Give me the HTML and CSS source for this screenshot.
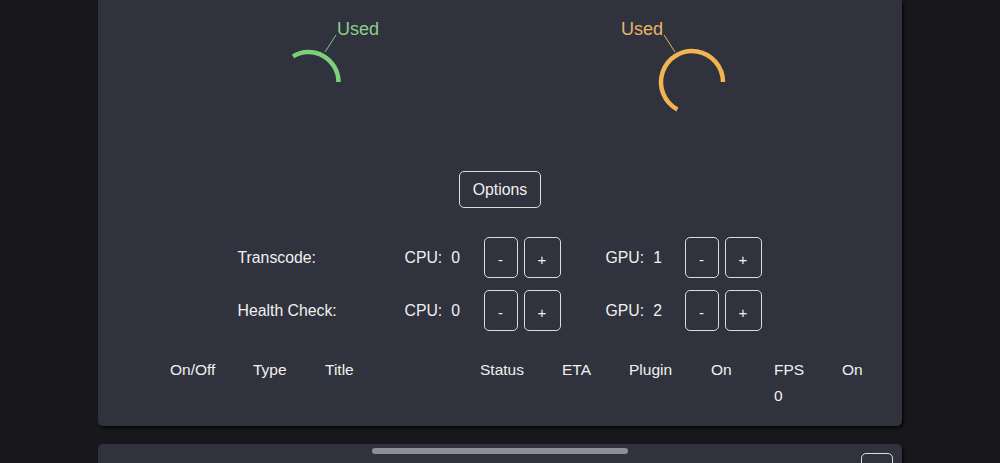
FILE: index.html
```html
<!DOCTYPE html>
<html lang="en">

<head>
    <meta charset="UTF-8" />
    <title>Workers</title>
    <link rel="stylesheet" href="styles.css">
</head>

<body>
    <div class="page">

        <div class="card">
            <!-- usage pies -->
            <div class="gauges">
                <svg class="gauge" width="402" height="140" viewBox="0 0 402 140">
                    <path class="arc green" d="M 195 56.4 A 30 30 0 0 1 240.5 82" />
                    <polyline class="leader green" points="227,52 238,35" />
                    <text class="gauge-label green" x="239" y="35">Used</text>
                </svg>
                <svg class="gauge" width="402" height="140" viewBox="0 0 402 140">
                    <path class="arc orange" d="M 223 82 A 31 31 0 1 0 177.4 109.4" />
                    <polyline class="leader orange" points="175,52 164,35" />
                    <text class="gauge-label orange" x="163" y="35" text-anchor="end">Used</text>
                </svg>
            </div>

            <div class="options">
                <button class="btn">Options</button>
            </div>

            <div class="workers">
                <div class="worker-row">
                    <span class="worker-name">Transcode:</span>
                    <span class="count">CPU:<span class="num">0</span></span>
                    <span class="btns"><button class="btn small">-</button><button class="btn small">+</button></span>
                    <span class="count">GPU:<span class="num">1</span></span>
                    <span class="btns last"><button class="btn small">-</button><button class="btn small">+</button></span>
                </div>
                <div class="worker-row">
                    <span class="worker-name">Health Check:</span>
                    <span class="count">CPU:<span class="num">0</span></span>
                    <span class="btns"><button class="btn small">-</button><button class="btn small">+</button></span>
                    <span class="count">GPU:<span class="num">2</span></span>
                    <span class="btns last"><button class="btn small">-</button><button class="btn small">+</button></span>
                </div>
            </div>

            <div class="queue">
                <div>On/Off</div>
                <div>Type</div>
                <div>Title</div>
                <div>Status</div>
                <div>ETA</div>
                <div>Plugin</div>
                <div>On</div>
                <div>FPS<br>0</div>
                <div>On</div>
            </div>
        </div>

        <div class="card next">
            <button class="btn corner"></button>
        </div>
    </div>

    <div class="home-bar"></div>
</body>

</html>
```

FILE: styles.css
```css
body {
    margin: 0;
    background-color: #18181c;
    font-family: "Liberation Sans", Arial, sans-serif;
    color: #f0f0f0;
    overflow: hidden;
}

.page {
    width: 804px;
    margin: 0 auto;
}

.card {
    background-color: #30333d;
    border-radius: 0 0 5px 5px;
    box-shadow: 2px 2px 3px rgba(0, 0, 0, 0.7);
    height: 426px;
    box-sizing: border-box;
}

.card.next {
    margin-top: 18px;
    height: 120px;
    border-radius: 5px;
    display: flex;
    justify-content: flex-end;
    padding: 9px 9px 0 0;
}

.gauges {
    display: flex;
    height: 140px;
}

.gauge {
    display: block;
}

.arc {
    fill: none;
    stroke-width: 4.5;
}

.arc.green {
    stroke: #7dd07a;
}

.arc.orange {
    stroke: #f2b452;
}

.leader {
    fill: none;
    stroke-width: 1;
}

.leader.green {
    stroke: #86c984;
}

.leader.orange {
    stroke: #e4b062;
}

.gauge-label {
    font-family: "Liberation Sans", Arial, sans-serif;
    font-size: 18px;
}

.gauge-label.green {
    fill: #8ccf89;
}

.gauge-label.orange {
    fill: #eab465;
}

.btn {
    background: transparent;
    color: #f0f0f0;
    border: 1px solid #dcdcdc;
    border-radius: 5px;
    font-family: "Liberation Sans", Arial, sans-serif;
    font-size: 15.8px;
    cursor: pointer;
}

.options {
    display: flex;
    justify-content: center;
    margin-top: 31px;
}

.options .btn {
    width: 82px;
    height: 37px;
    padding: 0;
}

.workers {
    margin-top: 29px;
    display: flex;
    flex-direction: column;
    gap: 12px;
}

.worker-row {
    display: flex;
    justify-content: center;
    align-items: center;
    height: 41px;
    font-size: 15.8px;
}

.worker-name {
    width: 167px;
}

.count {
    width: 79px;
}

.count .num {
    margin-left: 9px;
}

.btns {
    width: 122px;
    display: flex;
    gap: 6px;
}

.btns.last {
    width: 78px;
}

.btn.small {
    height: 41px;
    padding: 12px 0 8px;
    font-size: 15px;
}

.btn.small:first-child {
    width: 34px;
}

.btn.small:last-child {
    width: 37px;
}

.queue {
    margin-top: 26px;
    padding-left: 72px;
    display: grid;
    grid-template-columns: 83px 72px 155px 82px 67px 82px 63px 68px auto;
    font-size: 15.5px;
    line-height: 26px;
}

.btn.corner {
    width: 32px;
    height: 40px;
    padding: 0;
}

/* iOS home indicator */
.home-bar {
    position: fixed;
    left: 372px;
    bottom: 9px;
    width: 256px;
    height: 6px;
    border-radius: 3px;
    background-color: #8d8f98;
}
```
------------
What is asked = Omit pictures; set down the rest of the material word for word.

Exercise answer =
Give me the HTML and CSS source for this screenshot.
FILE: index.html
```html
<!DOCTYPE html>
<html lang="en">

<head>
    <meta charset="UTF-8" />
    <title>Workers</title>
    <link rel="stylesheet" href="styles.css">
</head>

<body>
    <div class="page">

        <div class="card">
            <!-- usage pies -->
            <div class="gauges">
                <svg class="gauge" width="402" height="140" viewBox="0 0 402 140">
                    <path class="arc green" d="M 195 56.4 A 30 30 0 0 1 240.5 82" />
                    <polyline class="leader green" points="227,52 238,35" />
                    <text class="gauge-label green" x="239" y="35">Used</text>
                </svg>
                <svg class="gauge" width="402" height="140" viewBox="0 0 402 140">
                    <path class="arc orange" d="M 223 82 A 31 31 0 1 0 177.4 109.4" />
                    <polyline class="leader orange" points="175,52 164,35" />
                    <text class="gauge-label orange" x="163" y="35" text-anchor="end">Used</text>
                </svg>
            </div>

            <div class="options">
                <button class="btn">Options</button>
            </div>

            <div class="workers">
                <div class="worker-row">
                    <span class="worker-name">Transcode:</span>
                    <span class="count">CPU:<span class="num">0</span></span>
                    <span class="btns"><button class="btn small">-</button><button class="btn small">+</button></span>
                    <span class="count">GPU:<span class="num">1</span></span>
                    <span class="btns last"><button class="btn small">-</button><button class="btn small">+</button></span>
                </div>
                <div class="worker-row">
                    <span class="worker-name">Health Check:</span>
                    <span class="count">CPU:<span class="num">0</span></span>
                    <span class="btns"><button class="btn small">-</button><button class="btn small">+</button></span>
                    <span class="count">GPU:<span class="num">2</span></span>
                    <span class="btns last"><button class="btn small">-</button><button class="btn small">+</button></span>
                </div>
            </div>

            <div class="queue">
                <div>On/Off</div>
                <div>Type</div>
                <div>Title</div>
                <div>Status</div>
                <div>ETA</div>
                <div>Plugin</div>
                <div>On</div>
                <div>FPS<br>0</div>
                <div>On</div>
            </div>
        </div>

        <div class="card next">
            <button class="btn corner"></button>
        </div>
    </div>

    <div class="home-bar"></div>
</body>

</html>
```

FILE: styles.css
```css
body {
    margin: 0;
    background-color: #18181c;
    font-family: "Liberation Sans", Arial, sans-serif;
    color: #f0f0f0;
    overflow: hidden;
}

.page {
    width: 804px;
    margin: 0 auto;
}

.card {
    background-color: #30333d;
    border-radius: 0 0 5px 5px;
    box-shadow: 2px 2px 3px rgba(0, 0, 0, 0.7);
    height: 426px;
    box-sizing: border-box;
}

.card.next {
    margin-top: 18px;
    height: 120px;
    border-radius: 5px;
    display: flex;
    justify-content: flex-end;
    padding: 9px 9px 0 0;
}

.gauges {
    display: flex;
    height: 140px;
}

.gauge {
    display: block;
}

.arc {
    fill: none;
    stroke-width: 4.5;
}

.arc.green {
    stroke: #7dd07a;
}

.arc.orange {
    stroke: #f2b452;
}

.leader {
    fill: none;
    stroke-width: 1;
}

.leader.green {
    stroke: #86c984;
}

.leader.orange {
    stroke: #e4b062;
}

.gauge-label {
    font-family: "Liberation Sans", Arial, sans-serif;
    font-size: 18px;
}

.gauge-label.green {
    fill: #8ccf89;
}

.gauge-label.orange {
    fill: #eab465;
}

.btn {
    background: transparent;
    color: #f0f0f0;
    border: 1px solid #dcdcdc;
    border-radius: 5px;
    font-family: "Liberation Sans", Arial, sans-serif;
    font-size: 15.8px;
    cursor: pointer;
}

.options {
    display: flex;
    justify-content: center;
    margin-top: 31px;
}

.options .btn {
    width: 82px;
    height: 37px;
    padding: 0;
}

.workers {
    margin-top: 29px;
    display: flex;
    flex-direction: column;
    gap: 12px;
}

.worker-row {
    display: flex;
    justify-content: center;
    align-items: center;
    height: 41px;
    font-size: 15.8px;
}

.worker-name {
    width: 167px;
}

.count {
    width: 79px;
}

.count .num {
    margin-left: 9px;
}

.btns {
    width: 122px;
    display: flex;
    gap: 6px;
}

.btns.last {
    width: 78px;
}

.btn.small {
    height: 41px;
    padding: 12px 0 8px;
    font-size: 15px;
}

.btn.small:first-child {
    width: 34px;
}

.btn.small:last-child {
    width: 37px;
}

.queue {
    margin-top: 26px;
    padding-left: 72px;
    display: grid;
    grid-template-columns: 83px 72px 155px 82px 67px 82px 63px 68px auto;
    font-size: 15.5px;
    line-height: 26px;
}

.btn.corner {
    width: 32px;
    height: 40px;
    padding: 0;
}

/* iOS home indicator */
.home-bar {
    position: fixed;
    left: 372px;
    bottom: 9px;
    width: 256px;
    height: 6px;
    border-radius: 3px;
    background-color: #8d8f98;
}
```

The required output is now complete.